• [EXERCISE REQUIREMENTS] Write out the material exactly, leaving every picture behind.
#####
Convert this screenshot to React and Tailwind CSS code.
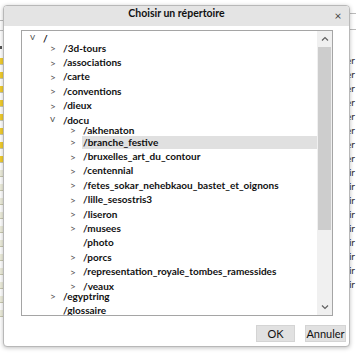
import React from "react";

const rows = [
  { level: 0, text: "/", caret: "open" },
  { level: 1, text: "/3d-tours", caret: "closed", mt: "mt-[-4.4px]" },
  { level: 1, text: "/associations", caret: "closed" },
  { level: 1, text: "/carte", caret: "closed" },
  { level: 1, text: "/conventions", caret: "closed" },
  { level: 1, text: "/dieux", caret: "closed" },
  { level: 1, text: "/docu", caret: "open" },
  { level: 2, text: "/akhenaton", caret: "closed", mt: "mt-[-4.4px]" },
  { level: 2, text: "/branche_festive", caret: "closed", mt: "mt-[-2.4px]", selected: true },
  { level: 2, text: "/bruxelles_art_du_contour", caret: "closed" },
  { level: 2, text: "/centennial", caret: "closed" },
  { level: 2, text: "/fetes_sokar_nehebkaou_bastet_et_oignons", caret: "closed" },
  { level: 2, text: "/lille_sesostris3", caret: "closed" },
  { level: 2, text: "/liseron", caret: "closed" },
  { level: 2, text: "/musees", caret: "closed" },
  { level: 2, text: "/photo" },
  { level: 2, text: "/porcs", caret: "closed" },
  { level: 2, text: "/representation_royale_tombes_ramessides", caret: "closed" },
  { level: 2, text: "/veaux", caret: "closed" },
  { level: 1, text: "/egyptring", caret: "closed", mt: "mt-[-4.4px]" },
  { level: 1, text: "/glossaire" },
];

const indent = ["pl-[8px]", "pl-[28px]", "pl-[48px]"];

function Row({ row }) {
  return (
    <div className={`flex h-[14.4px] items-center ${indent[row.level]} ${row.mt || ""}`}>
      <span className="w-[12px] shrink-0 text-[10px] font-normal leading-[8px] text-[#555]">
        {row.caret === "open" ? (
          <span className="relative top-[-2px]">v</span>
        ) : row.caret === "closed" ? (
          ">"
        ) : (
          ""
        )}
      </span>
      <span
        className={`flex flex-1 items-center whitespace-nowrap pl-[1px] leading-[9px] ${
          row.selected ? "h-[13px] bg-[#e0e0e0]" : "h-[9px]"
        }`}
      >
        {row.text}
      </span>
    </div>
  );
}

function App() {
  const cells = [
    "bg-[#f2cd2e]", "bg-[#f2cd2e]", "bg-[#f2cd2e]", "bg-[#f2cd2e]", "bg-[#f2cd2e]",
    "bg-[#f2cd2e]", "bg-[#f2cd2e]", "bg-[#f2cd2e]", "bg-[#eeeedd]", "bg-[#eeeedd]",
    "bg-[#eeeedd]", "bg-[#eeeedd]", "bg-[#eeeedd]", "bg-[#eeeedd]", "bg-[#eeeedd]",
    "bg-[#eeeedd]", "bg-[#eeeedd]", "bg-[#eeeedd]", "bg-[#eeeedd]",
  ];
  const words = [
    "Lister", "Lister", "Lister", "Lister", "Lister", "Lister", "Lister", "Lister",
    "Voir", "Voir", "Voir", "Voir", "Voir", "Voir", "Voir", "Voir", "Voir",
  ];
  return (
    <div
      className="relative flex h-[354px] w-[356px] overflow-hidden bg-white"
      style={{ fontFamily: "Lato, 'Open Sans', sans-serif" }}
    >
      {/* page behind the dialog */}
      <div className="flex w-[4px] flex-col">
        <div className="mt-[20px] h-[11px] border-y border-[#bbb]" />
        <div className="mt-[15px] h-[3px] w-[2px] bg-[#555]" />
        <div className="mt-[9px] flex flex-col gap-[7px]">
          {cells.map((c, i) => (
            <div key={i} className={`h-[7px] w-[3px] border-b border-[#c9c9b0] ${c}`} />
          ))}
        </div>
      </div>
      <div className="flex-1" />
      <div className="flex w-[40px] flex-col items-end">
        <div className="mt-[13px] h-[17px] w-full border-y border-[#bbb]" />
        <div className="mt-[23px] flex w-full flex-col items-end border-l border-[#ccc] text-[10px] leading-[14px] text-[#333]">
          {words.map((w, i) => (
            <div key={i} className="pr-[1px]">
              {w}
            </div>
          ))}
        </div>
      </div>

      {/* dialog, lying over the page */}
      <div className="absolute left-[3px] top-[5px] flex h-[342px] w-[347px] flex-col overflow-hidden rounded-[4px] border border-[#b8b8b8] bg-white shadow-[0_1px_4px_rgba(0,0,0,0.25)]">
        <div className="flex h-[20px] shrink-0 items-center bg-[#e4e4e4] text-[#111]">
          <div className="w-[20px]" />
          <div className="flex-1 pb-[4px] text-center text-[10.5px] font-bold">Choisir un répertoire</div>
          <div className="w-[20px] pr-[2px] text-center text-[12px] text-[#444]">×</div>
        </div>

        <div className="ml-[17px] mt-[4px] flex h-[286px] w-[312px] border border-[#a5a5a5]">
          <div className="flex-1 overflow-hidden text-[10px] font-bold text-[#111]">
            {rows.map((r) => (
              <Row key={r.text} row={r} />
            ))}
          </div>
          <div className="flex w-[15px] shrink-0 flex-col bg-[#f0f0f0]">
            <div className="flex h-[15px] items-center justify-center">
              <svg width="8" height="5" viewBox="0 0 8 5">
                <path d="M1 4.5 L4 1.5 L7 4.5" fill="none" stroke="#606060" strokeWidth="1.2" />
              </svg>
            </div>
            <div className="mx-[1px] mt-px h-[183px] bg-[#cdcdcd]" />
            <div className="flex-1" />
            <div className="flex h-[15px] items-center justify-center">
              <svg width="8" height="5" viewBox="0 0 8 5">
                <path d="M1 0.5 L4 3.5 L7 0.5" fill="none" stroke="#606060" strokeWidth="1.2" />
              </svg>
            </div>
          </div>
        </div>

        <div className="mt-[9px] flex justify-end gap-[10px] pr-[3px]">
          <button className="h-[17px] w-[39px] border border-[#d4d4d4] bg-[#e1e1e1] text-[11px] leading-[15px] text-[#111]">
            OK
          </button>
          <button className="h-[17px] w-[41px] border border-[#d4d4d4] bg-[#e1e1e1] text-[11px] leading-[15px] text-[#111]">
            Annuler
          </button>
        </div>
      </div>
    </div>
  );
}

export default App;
#####
• [COMPLETE OUTPUT]
Convert this screenshot to React and Tailwind CSS code.
import React from "react";

const rows = [
  { level: 0, text: "/", caret: "open" },
  { level: 1, text: "/3d-tours", caret: "closed", mt: "mt-[-4.4px]" },
  { level: 1, text: "/associations", caret: "closed" },
  { level: 1, text: "/carte", caret: "closed" },
  { level: 1, text: "/conventions", caret: "closed" },
  { level: 1, text: "/dieux", caret: "closed" },
  { level: 1, text: "/docu", caret: "open" },
  { level: 2, text: "/akhenaton", caret: "closed", mt: "mt-[-4.4px]" },
  { level: 2, text: "/branche_festive", caret: "closed", mt: "mt-[-2.4px]", selected: true },
  { level: 2, text: "/bruxelles_art_du_contour", caret: "closed" },
  { level: 2, text: "/centennial", caret: "closed" },
  { level: 2, text: "/fetes_sokar_nehebkaou_bastet_et_oignons", caret: "closed" },
  { level: 2, text: "/lille_sesostris3", caret: "closed" },
  { level: 2, text: "/liseron", caret: "closed" },
  { level: 2, text: "/musees", caret: "closed" },
  { level: 2, text: "/photo" },
  { level: 2, text: "/porcs", caret: "closed" },
  { level: 2, text: "/representation_royale_tombes_ramessides", caret: "closed" },
  { level: 2, text: "/veaux", caret: "closed" },
  { level: 1, text: "/egyptring", caret: "closed", mt: "mt-[-4.4px]" },
  { level: 1, text: "/glossaire" },
];

const indent = ["pl-[8px]", "pl-[28px]", "pl-[48px]"];

function Row({ row }) {
  return (
    <div className={`flex h-[14.4px] items-center ${indent[row.level]} ${row.mt || ""}`}>
      <span className="w-[12px] shrink-0 text-[10px] font-normal leading-[8px] text-[#555]">
        {row.caret === "open" ? (
          <span className="relative top-[-2px]">v</span>
        ) : row.caret === "closed" ? (
          ">"
        ) : (
          ""
        )}
      </span>
      <span
        className={`flex flex-1 items-center whitespace-nowrap pl-[1px] leading-[9px] ${
          row.selected ? "h-[13px] bg-[#e0e0e0]" : "h-[9px]"
        }`}
      >
        {row.text}
      </span>
    </div>
  );
}

function App() {
  const cells = [
    "bg-[#f2cd2e]", "bg-[#f2cd2e]", "bg-[#f2cd2e]", "bg-[#f2cd2e]", "bg-[#f2cd2e]",
    "bg-[#f2cd2e]", "bg-[#f2cd2e]", "bg-[#f2cd2e]", "bg-[#eeeedd]", "bg-[#eeeedd]",
    "bg-[#eeeedd]", "bg-[#eeeedd]", "bg-[#eeeedd]", "bg-[#eeeedd]", "bg-[#eeeedd]",
    "bg-[#eeeedd]", "bg-[#eeeedd]", "bg-[#eeeedd]", "bg-[#eeeedd]",
  ];
  const words = [
    "Lister", "Lister", "Lister", "Lister", "Lister", "Lister", "Lister", "Lister",
    "Voir", "Voir", "Voir", "Voir", "Voir", "Voir", "Voir", "Voir", "Voir",
  ];
  return (
    <div
      className="relative flex h-[354px] w-[356px] overflow-hidden bg-white"
      style={{ fontFamily: "Lato, 'Open Sans', sans-serif" }}
    >
      {/* page behind the dialog */}
      <div className="flex w-[4px] flex-col">
        <div className="mt-[20px] h-[11px] border-y border-[#bbb]" />
        <div className="mt-[15px] h-[3px] w-[2px] bg-[#555]" />
        <div className="mt-[9px] flex flex-col gap-[7px]">
          {cells.map((c, i) => (
            <div key={i} className={`h-[7px] w-[3px] border-b border-[#c9c9b0] ${c}`} />
          ))}
        </div>
      </div>
      <div className="flex-1" />
      <div className="flex w-[40px] flex-col items-end">
        <div className="mt-[13px] h-[17px] w-full border-y border-[#bbb]" />
        <div className="mt-[23px] flex w-full flex-col items-end border-l border-[#ccc] text-[10px] leading-[14px] text-[#333]">
          {words.map((w, i) => (
            <div key={i} className="pr-[1px]">
              {w}
            </div>
          ))}
        </div>
      </div>

      {/* dialog, lying over the page */}
      <div className="absolute left-[3px] top-[5px] flex h-[342px] w-[347px] flex-col overflow-hidden rounded-[4px] border border-[#b8b8b8] bg-white shadow-[0_1px_4px_rgba(0,0,0,0.25)]">
        <div className="flex h-[20px] shrink-0 items-center bg-[#e4e4e4] text-[#111]">
          <div className="w-[20px]" />
          <div className="flex-1 pb-[4px] text-center text-[10.5px] font-bold">Choisir un répertoire</div>
          <div className="w-[20px] pr-[2px] text-center text-[12px] text-[#444]">×</div>
        </div>

        <div className="ml-[17px] mt-[4px] flex h-[286px] w-[312px] border border-[#a5a5a5]">
          <div className="flex-1 overflow-hidden text-[10px] font-bold text-[#111]">
            {rows.map((r) => (
              <Row key={r.text} row={r} />
            ))}
          </div>
          <div className="flex w-[15px] shrink-0 flex-col bg-[#f0f0f0]">
            <div className="flex h-[15px] items-center justify-center">
              <svg width="8" height="5" viewBox="0 0 8 5">
                <path d="M1 4.5 L4 1.5 L7 4.5" fill="none" stroke="#606060" strokeWidth="1.2" />
              </svg>
            </div>
            <div className="mx-[1px] mt-px h-[183px] bg-[#cdcdcd]" />
            <div className="flex-1" />
            <div className="flex h-[15px] items-center justify-center">
              <svg width="8" height="5" viewBox="0 0 8 5">
                <path d="M1 0.5 L4 3.5 L7 0.5" fill="none" stroke="#606060" strokeWidth="1.2" />
              </svg>
            </div>
          </div>
        </div>

        <div className="mt-[9px] flex justify-end gap-[10px] pr-[3px]">
          <button className="h-[17px] w-[39px] border border-[#d4d4d4] bg-[#e1e1e1] text-[11px] leading-[15px] text-[#111]">
            OK
          </button>
          <button className="h-[17px] w-[41px] border border-[#d4d4d4] bg-[#e1e1e1] text-[11px] leading-[15px] text-[#111]">
            Annuler
          </button>
        </div>
      </div>
    </div>
  );
}

export default App;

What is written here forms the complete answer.